- Written problem
Check each line below for "React" and report how many have it, nothing else.

- Exercise data
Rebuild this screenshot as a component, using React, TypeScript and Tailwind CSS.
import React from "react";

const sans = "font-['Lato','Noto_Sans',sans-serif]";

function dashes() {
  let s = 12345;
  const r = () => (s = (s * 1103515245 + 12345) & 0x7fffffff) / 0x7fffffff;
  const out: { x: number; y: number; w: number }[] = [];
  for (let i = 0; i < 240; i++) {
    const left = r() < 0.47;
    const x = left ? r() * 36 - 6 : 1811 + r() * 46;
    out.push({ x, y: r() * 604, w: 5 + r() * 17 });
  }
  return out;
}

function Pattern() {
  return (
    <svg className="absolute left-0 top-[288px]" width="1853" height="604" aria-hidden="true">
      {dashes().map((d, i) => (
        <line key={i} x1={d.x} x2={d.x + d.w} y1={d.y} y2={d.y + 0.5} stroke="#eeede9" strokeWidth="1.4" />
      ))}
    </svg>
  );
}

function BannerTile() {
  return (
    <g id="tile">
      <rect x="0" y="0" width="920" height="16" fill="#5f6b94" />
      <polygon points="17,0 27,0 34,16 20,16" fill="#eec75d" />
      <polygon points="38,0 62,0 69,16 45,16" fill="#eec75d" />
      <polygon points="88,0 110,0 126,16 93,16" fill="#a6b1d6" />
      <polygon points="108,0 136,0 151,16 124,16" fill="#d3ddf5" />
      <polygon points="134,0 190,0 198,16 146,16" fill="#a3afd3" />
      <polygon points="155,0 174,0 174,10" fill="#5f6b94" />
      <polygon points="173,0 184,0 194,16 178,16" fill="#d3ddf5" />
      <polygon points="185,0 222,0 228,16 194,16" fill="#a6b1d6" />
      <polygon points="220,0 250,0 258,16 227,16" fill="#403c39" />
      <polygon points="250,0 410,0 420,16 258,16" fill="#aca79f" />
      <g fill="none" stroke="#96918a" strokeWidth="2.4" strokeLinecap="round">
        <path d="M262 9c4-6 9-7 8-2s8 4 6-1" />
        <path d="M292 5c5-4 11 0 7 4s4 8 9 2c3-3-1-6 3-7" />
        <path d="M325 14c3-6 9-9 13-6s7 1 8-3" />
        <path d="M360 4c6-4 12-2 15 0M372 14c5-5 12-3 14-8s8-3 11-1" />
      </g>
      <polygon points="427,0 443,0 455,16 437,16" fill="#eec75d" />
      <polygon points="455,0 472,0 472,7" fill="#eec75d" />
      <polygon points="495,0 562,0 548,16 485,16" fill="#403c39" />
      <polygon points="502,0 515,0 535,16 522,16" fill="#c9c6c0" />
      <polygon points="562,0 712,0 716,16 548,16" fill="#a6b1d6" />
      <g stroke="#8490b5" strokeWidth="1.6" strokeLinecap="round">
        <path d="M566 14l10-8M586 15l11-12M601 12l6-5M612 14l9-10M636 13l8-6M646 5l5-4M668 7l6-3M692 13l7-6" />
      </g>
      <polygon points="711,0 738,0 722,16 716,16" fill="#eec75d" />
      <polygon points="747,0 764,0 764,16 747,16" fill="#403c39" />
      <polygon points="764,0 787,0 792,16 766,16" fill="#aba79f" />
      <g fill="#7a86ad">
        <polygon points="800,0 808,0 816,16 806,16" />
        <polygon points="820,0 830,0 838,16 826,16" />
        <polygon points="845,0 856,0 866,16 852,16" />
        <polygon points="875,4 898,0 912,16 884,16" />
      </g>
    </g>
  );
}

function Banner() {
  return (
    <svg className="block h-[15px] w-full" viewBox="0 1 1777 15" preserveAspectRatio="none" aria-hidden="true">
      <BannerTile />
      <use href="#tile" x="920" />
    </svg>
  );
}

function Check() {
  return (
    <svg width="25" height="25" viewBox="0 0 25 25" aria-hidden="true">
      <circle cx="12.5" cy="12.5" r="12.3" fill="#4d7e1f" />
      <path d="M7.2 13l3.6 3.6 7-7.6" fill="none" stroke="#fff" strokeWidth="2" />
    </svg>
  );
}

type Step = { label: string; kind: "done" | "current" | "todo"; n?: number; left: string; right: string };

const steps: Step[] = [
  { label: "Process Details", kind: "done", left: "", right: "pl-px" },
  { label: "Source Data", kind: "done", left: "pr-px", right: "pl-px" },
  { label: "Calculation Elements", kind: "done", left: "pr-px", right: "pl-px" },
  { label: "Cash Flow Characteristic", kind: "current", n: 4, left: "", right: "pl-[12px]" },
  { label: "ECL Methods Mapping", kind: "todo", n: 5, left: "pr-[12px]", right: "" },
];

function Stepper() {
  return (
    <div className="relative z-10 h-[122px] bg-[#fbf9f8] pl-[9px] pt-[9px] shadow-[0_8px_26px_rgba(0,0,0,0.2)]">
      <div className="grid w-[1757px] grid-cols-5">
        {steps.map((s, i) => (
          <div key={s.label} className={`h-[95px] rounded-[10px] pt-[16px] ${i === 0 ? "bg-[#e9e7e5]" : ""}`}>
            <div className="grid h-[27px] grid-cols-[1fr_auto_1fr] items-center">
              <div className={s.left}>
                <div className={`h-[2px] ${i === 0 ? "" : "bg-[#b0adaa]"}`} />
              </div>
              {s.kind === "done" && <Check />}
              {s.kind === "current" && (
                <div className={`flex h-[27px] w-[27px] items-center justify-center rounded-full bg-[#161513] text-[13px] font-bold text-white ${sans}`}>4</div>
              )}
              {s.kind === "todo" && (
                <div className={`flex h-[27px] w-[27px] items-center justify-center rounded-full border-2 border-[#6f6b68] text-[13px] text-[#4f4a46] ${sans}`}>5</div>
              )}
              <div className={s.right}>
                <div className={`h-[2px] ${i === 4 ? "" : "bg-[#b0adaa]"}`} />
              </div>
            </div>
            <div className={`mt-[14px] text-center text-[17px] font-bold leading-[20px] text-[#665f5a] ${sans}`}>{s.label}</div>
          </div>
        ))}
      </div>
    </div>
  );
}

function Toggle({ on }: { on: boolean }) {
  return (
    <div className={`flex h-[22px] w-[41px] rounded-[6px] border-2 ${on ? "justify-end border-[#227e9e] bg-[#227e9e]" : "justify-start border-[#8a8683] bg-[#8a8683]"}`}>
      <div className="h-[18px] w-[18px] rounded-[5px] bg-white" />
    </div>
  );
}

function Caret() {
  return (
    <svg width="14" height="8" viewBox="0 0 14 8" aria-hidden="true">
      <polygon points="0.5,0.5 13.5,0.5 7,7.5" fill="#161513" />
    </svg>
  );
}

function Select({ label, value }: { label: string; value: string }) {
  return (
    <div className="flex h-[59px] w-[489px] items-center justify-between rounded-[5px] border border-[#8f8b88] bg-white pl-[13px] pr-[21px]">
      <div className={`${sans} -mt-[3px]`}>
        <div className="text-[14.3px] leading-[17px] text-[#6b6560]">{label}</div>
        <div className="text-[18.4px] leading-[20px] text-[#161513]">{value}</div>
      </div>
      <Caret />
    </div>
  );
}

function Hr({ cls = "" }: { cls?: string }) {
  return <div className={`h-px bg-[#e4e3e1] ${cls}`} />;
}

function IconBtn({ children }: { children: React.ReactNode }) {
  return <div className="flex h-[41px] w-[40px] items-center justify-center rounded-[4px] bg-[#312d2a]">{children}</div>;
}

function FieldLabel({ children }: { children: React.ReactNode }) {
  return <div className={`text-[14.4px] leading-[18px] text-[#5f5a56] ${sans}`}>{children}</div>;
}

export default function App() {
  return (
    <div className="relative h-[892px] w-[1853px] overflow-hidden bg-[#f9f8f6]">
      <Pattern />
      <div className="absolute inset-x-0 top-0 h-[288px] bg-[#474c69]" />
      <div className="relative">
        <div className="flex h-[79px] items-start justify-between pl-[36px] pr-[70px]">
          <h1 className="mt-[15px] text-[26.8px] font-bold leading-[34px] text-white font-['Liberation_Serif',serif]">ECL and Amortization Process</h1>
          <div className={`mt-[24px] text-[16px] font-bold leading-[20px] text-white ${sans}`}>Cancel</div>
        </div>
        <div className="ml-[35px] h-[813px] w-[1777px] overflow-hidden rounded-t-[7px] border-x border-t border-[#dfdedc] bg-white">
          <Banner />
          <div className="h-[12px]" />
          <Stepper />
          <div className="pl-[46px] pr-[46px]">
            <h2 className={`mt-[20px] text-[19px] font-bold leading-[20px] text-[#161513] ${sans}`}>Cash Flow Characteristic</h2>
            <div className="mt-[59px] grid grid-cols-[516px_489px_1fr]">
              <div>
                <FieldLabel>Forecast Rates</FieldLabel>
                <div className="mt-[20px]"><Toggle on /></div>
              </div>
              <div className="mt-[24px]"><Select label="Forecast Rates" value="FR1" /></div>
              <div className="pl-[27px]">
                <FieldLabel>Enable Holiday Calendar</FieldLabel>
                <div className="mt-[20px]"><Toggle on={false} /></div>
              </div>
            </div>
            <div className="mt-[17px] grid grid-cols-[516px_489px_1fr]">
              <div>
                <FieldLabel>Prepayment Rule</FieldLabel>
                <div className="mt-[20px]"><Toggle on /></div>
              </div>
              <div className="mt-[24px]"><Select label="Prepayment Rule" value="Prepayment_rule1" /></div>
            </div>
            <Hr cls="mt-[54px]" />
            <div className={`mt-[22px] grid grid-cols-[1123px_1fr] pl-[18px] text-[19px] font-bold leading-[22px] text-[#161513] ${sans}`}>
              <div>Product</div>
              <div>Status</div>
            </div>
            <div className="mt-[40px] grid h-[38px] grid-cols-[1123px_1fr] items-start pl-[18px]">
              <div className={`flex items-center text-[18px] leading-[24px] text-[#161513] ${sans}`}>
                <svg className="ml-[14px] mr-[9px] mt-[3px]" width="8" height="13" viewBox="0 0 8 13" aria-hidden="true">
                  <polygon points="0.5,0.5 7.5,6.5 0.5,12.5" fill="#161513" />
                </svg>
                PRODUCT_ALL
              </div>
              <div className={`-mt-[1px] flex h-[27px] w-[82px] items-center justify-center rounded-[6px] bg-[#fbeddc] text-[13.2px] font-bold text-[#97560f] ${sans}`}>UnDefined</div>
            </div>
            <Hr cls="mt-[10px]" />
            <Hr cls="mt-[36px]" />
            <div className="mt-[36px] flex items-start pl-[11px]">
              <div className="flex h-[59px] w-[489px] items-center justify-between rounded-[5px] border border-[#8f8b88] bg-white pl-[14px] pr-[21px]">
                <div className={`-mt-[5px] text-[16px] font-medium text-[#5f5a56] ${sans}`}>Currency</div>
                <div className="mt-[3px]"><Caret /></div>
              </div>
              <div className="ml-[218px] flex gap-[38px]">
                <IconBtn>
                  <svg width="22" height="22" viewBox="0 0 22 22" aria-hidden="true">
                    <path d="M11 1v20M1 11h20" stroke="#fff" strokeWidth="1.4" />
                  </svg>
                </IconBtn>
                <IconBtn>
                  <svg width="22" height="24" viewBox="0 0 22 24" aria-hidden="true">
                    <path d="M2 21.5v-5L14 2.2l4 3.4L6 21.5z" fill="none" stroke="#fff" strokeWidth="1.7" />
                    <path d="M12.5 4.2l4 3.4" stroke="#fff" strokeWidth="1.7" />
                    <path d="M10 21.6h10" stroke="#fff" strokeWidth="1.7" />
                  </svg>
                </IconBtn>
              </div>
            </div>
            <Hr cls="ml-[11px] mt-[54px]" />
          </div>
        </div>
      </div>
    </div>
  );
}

...

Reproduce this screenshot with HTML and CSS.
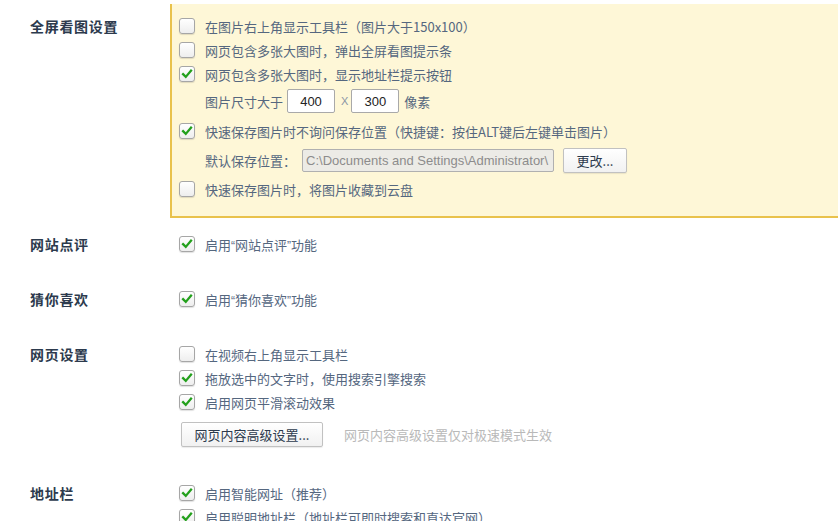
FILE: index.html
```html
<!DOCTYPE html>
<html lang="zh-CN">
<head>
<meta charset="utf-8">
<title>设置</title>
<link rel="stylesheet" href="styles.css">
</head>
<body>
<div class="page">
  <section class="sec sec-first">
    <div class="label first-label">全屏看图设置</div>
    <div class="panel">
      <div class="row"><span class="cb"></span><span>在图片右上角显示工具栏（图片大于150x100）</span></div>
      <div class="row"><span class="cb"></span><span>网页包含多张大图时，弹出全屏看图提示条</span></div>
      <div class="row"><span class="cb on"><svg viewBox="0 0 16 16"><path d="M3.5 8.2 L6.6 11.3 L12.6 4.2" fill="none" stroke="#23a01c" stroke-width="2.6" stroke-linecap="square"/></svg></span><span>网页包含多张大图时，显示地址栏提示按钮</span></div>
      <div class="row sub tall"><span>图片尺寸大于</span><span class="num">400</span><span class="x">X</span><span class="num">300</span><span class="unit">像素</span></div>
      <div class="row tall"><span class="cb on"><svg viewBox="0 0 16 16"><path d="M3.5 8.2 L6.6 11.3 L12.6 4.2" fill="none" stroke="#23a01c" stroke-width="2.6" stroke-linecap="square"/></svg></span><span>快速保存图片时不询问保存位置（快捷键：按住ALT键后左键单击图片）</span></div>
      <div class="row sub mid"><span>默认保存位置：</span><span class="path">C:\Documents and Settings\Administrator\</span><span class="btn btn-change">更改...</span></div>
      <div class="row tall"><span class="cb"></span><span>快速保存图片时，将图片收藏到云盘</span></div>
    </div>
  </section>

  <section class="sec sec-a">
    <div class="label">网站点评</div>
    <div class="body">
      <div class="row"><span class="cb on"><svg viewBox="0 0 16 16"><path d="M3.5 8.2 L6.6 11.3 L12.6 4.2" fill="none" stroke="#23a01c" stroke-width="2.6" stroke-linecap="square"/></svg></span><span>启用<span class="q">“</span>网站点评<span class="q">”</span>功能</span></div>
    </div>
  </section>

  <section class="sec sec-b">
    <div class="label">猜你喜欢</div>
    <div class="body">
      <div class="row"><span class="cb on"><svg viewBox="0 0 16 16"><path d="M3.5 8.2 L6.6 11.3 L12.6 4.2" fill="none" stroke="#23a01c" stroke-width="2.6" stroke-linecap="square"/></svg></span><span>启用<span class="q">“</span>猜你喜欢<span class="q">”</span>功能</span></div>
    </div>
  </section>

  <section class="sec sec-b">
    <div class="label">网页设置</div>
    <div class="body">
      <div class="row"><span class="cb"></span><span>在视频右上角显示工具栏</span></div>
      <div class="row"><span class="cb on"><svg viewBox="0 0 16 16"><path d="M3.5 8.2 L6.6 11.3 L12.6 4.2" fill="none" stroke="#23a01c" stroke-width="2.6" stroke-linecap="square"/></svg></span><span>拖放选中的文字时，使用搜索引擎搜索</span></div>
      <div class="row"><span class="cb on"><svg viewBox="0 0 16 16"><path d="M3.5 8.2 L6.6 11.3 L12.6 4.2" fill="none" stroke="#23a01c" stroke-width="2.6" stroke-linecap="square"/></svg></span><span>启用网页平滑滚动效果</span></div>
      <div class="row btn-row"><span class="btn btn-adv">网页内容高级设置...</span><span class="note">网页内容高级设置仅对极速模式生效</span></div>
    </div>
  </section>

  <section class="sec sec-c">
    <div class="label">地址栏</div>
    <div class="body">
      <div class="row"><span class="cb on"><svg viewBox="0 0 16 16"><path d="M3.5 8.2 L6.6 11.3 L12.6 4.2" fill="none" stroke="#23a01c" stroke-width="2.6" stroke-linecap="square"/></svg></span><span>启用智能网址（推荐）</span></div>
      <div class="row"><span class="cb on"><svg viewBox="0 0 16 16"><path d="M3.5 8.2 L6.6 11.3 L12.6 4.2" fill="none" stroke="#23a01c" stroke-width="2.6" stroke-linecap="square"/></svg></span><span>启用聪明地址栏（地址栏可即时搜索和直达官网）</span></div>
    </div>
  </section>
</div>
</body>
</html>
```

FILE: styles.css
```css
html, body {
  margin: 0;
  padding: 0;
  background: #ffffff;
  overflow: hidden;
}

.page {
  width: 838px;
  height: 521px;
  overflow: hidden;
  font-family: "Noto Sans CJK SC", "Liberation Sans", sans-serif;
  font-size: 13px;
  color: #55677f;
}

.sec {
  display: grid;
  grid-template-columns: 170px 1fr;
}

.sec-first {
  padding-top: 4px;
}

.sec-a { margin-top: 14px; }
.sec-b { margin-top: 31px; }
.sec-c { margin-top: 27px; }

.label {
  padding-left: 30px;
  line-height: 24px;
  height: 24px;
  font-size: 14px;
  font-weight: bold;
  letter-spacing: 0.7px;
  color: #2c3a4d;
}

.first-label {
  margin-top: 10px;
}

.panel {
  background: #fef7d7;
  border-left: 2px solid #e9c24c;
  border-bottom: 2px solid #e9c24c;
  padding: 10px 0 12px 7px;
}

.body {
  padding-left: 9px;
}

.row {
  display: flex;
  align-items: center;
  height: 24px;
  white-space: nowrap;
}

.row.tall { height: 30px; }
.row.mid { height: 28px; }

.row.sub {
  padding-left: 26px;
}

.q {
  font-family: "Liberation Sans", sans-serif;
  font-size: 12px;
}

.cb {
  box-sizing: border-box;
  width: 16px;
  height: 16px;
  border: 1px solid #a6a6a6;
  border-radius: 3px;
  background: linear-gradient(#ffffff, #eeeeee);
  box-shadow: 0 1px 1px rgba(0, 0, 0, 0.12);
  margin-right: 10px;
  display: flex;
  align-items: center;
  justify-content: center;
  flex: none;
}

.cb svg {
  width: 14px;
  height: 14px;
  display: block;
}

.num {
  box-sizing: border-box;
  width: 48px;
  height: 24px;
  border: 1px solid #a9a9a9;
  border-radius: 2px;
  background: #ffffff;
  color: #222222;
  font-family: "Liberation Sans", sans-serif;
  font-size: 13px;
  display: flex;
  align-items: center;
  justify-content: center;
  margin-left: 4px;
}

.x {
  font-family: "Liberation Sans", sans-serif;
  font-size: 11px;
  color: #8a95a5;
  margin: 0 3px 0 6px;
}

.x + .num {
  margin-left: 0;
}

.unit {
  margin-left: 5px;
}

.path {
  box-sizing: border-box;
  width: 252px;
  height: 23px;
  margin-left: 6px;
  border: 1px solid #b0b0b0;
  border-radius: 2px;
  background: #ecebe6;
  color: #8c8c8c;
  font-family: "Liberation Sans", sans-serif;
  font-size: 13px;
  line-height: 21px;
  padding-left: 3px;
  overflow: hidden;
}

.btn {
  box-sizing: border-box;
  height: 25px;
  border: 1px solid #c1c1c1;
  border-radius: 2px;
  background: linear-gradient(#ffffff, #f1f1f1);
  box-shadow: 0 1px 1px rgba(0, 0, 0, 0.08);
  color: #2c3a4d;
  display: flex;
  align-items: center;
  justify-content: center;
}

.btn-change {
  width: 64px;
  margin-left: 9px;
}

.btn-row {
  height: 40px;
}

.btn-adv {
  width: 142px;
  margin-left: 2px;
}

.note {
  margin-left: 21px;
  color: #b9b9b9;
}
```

* * *

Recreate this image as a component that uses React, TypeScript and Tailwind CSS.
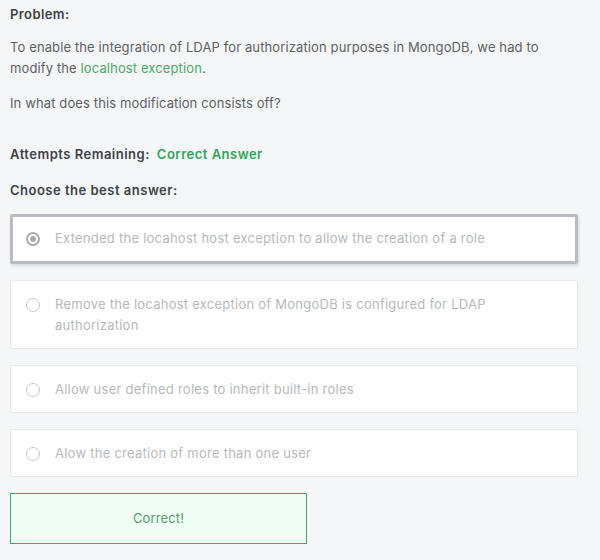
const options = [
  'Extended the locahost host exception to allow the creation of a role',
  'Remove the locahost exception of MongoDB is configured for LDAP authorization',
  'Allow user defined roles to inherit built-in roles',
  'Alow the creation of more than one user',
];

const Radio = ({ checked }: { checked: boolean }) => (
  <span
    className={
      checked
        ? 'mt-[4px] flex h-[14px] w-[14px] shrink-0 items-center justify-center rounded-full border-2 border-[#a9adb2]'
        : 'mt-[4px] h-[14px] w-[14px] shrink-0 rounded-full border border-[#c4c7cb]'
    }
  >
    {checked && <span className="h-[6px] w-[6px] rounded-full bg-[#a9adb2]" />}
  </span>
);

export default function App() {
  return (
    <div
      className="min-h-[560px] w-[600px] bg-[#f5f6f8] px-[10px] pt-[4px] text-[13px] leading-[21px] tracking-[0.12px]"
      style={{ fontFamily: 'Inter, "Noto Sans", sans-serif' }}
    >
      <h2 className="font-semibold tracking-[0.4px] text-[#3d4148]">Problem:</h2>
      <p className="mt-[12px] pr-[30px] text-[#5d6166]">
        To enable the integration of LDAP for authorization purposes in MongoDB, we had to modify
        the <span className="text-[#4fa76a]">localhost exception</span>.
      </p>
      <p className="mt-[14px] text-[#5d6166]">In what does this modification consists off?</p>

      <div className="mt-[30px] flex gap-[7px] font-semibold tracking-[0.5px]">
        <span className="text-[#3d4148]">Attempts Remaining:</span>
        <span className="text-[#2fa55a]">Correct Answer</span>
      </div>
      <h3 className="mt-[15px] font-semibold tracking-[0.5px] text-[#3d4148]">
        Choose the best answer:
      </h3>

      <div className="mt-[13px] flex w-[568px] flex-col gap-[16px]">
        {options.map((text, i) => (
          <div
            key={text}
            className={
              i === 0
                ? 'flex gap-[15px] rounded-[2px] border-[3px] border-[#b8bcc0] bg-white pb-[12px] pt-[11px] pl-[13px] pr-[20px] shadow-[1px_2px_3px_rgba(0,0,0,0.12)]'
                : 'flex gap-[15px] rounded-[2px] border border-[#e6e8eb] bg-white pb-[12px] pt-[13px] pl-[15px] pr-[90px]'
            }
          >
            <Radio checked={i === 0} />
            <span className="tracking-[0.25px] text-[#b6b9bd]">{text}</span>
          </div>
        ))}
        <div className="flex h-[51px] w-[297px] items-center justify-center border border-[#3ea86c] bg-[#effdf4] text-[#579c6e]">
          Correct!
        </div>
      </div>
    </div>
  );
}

- Exercise solution
5